— BEGIN Supplied information —

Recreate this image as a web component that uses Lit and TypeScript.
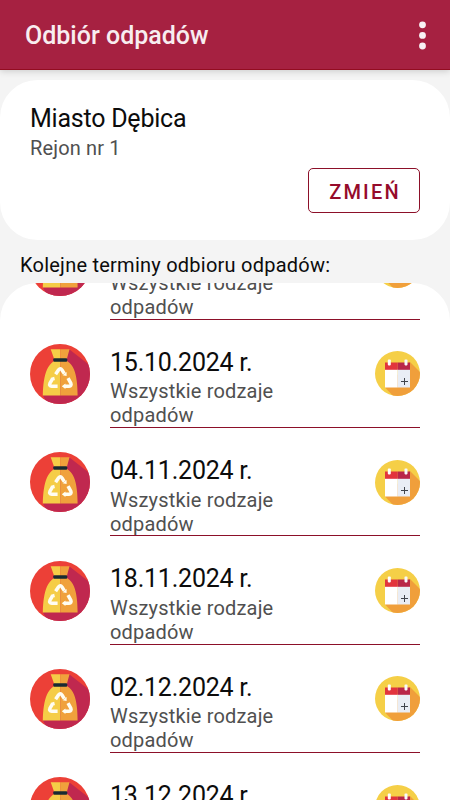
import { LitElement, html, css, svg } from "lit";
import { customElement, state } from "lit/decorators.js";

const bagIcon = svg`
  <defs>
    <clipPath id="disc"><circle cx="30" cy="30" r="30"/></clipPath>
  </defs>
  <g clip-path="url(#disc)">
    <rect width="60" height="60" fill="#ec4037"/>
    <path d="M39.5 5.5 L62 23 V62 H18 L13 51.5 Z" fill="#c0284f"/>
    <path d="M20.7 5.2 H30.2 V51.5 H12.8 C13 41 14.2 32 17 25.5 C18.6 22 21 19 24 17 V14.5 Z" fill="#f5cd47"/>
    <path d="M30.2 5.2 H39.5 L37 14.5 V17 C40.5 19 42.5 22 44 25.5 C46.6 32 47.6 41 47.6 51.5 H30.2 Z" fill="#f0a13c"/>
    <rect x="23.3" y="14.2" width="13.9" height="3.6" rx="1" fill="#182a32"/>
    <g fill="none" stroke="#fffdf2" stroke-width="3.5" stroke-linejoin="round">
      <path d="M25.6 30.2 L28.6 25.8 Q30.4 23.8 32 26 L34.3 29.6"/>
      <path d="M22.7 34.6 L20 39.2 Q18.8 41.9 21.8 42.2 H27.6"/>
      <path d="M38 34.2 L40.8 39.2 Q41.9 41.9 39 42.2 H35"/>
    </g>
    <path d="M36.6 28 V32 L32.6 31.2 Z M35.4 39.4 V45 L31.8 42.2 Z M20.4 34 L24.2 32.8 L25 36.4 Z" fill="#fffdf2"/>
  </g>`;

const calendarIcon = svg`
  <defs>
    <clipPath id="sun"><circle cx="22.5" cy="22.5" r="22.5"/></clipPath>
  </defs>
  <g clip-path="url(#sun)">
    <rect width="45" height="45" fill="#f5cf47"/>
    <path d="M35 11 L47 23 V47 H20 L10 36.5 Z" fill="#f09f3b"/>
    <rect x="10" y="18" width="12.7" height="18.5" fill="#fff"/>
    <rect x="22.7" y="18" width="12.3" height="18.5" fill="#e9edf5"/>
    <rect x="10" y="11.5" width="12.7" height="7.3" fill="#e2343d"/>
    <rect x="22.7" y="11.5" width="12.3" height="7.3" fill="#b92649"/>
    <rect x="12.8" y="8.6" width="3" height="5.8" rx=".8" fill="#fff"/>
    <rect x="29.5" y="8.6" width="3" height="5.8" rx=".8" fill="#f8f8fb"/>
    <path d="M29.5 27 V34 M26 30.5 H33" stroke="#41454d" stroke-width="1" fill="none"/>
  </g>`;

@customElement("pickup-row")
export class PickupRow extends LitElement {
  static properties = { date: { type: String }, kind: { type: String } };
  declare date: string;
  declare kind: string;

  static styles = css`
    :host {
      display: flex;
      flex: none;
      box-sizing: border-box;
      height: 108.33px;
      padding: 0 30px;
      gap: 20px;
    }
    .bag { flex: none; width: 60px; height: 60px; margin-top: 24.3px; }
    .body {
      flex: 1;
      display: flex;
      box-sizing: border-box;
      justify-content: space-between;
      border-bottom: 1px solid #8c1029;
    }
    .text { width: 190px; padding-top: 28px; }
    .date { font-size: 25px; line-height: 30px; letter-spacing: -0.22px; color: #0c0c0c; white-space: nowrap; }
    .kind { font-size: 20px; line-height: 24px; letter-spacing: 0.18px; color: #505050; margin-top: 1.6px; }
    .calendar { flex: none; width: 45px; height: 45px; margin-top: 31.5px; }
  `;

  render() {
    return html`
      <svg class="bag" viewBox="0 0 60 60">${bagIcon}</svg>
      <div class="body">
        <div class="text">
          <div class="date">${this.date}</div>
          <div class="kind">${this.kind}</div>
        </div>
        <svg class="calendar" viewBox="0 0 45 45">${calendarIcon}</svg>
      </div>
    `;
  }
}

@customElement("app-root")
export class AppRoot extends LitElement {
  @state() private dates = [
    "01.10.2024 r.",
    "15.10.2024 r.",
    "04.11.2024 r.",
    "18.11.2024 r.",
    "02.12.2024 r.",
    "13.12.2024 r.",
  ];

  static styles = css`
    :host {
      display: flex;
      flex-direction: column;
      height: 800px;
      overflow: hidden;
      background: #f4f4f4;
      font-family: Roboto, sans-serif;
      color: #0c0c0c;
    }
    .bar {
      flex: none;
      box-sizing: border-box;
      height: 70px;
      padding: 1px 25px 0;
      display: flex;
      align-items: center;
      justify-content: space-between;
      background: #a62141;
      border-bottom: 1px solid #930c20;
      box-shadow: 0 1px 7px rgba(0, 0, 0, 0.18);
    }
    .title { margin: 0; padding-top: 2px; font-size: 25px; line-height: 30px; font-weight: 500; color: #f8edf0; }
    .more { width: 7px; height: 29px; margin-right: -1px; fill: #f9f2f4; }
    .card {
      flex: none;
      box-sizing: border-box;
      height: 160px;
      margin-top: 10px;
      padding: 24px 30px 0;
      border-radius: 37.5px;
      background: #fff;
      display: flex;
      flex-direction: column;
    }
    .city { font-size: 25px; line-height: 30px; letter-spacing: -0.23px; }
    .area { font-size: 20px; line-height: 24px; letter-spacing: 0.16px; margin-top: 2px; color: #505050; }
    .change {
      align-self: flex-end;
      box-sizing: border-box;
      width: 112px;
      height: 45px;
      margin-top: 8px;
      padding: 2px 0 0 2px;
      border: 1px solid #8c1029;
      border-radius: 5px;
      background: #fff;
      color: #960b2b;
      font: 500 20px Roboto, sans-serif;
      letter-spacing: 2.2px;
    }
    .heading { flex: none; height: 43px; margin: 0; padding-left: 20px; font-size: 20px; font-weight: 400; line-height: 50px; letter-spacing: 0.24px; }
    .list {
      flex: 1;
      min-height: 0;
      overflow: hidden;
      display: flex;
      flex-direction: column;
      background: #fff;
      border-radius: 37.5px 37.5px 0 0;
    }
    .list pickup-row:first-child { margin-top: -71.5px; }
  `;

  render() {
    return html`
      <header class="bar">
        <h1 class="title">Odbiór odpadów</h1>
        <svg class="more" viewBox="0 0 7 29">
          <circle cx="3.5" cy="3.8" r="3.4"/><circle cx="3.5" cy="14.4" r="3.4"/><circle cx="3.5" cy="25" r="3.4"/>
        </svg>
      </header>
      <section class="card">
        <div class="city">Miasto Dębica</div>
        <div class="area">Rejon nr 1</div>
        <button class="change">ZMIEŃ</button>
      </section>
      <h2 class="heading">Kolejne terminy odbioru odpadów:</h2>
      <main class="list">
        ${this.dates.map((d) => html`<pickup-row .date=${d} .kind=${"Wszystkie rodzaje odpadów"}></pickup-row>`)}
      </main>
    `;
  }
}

— END Supplied information —

**The task**
Without the pictures, retype the whole of the material above exactly.

**Task solution**
Recreate this image as a web component that uses Lit and TypeScript.
import { LitElement, html, css, svg } from "lit";
import { customElement, state } from "lit/decorators.js";

const bagIcon = svg`
  <defs>
    <clipPath id="disc"><circle cx="30" cy="30" r="30"/></clipPath>
  </defs>
  <g clip-path="url(#disc)">
    <rect width="60" height="60" fill="#ec4037"/>
    <path d="M39.5 5.5 L62 23 V62 H18 L13 51.5 Z" fill="#c0284f"/>
    <path d="M20.7 5.2 H30.2 V51.5 H12.8 C13 41 14.2 32 17 25.5 C18.6 22 21 19 24 17 V14.5 Z" fill="#f5cd47"/>
    <path d="M30.2 5.2 H39.5 L37 14.5 V17 C40.5 19 42.5 22 44 25.5 C46.6 32 47.6 41 47.6 51.5 H30.2 Z" fill="#f0a13c"/>
    <rect x="23.3" y="14.2" width="13.9" height="3.6" rx="1" fill="#182a32"/>
    <g fill="none" stroke="#fffdf2" stroke-width="3.5" stroke-linejoin="round">
      <path d="M25.6 30.2 L28.6 25.8 Q30.4 23.8 32 26 L34.3 29.6"/>
      <path d="M22.7 34.6 L20 39.2 Q18.8 41.9 21.8 42.2 H27.6"/>
      <path d="M38 34.2 L40.8 39.2 Q41.9 41.9 39 42.2 H35"/>
    </g>
    <path d="M36.6 28 V32 L32.6 31.2 Z M35.4 39.4 V45 L31.8 42.2 Z M20.4 34 L24.2 32.8 L25 36.4 Z" fill="#fffdf2"/>
  </g>`;

const calendarIcon = svg`
  <defs>
    <clipPath id="sun"><circle cx="22.5" cy="22.5" r="22.5"/></clipPath>
  </defs>
  <g clip-path="url(#sun)">
    <rect width="45" height="45" fill="#f5cf47"/>
    <path d="M35 11 L47 23 V47 H20 L10 36.5 Z" fill="#f09f3b"/>
    <rect x="10" y="18" width="12.7" height="18.5" fill="#fff"/>
    <rect x="22.7" y="18" width="12.3" height="18.5" fill="#e9edf5"/>
    <rect x="10" y="11.5" width="12.7" height="7.3" fill="#e2343d"/>
    <rect x="22.7" y="11.5" width="12.3" height="7.3" fill="#b92649"/>
    <rect x="12.8" y="8.6" width="3" height="5.8" rx=".8" fill="#fff"/>
    <rect x="29.5" y="8.6" width="3" height="5.8" rx=".8" fill="#f8f8fb"/>
    <path d="M29.5 27 V34 M26 30.5 H33" stroke="#41454d" stroke-width="1" fill="none"/>
  </g>`;

@customElement("pickup-row")
export class PickupRow extends LitElement {
  static properties = { date: { type: String }, kind: { type: String } };
  declare date: string;
  declare kind: string;

  static styles = css`
    :host {
      display: flex;
      flex: none;
      box-sizing: border-box;
      height: 108.33px;
      padding: 0 30px;
      gap: 20px;
    }
    .bag { flex: none; width: 60px; height: 60px; margin-top: 24.3px; }
    .body {
      flex: 1;
      display: flex;
      box-sizing: border-box;
      justify-content: space-between;
      border-bottom: 1px solid #8c1029;
    }
    .text { width: 190px; padding-top: 28px; }
    .date { font-size: 25px; line-height: 30px; letter-spacing: -0.22px; color: #0c0c0c; white-space: nowrap; }
    .kind { font-size: 20px; line-height: 24px; letter-spacing: 0.18px; color: #505050; margin-top: 1.6px; }
    .calendar { flex: none; width: 45px; height: 45px; margin-top: 31.5px; }
  `;

  render() {
    return html`
      <svg class="bag" viewBox="0 0 60 60">${bagIcon}</svg>
      <div class="body">
        <div class="text">
          <div class="date">${this.date}</div>
          <div class="kind">${this.kind}</div>
        </div>
        <svg class="calendar" viewBox="0 0 45 45">${calendarIcon}</svg>
      </div>
    `;
  }
}

@customElement("app-root")
export class AppRoot extends LitElement {
  @state() private dates = [
    "01.10.2024 r.",
    "15.10.2024 r.",
    "04.11.2024 r.",
    "18.11.2024 r.",
    "02.12.2024 r.",
    "13.12.2024 r.",
  ];

  static styles = css`
    :host {
      display: flex;
      flex-direction: column;
      height: 800px;
      overflow: hidden;
      background: #f4f4f4;
      font-family: Roboto, sans-serif;
      color: #0c0c0c;
    }
    .bar {
      flex: none;
      box-sizing: border-box;
      height: 70px;
      padding: 1px 25px 0;
      display: flex;
      align-items: center;
      justify-content: space-between;
      background: #a62141;
      border-bottom: 1px solid #930c20;
      box-shadow: 0 1px 7px rgba(0, 0, 0, 0.18);
    }
    .title { margin: 0; padding-top: 2px; font-size: 25px; line-height: 30px; font-weight: 500; color: #f8edf0; }
    .more { width: 7px; height: 29px; margin-right: -1px; fill: #f9f2f4; }
    .card {
      flex: none;
      box-sizing: border-box;
      height: 160px;
      margin-top: 10px;
      padding: 24px 30px 0;
      border-radius: 37.5px;
      background: #fff;
      display: flex;
      flex-direction: column;
    }
    .city { font-size: 25px; line-height: 30px; letter-spacing: -0.23px; }
    .area { font-size: 20px; line-height: 24px; letter-spacing: 0.16px; margin-top: 2px; color: #505050; }
    .change {
      align-self: flex-end;
      box-sizing: border-box;
      width: 112px;
      height: 45px;
      margin-top: 8px;
      padding: 2px 0 0 2px;
      border: 1px solid #8c1029;
      border-radius: 5px;
      background: #fff;
      color: #960b2b;
      font: 500 20px Roboto, sans-serif;
      letter-spacing: 2.2px;
    }
    .heading { flex: none; height: 43px; margin: 0; padding-left: 20px; font-size: 20px; font-weight: 400; line-height: 50px; letter-spacing: 0.24px; }
    .list {
      flex: 1;
      min-height: 0;
      overflow: hidden;
      display: flex;
      flex-direction: column;
      background: #fff;
      border-radius: 37.5px 37.5px 0 0;
    }
    .list pickup-row:first-child { margin-top: -71.5px; }
  `;

  render() {
    return html`
      <header class="bar">
        <h1 class="title">Odbiór odpadów</h1>
        <svg class="more" viewBox="0 0 7 29">
          <circle cx="3.5" cy="3.8" r="3.4"/><circle cx="3.5" cy="14.4" r="3.4"/><circle cx="3.5" cy="25" r="3.4"/>
        </svg>
      </header>
      <section class="card">
        <div class="city">Miasto Dębica</div>
        <div class="area">Rejon nr 1</div>
        <button class="change">ZMIEŃ</button>
      </section>
      <h2 class="heading">Kolejne terminy odbioru odpadów:</h2>
      <main class="list">
        ${this.dates.map((d) => html`<pickup-row .date=${d} .kind=${"Wszystkie rodzaje odpadów"}></pickup-row>`)}
      </main>
    `;
  }
}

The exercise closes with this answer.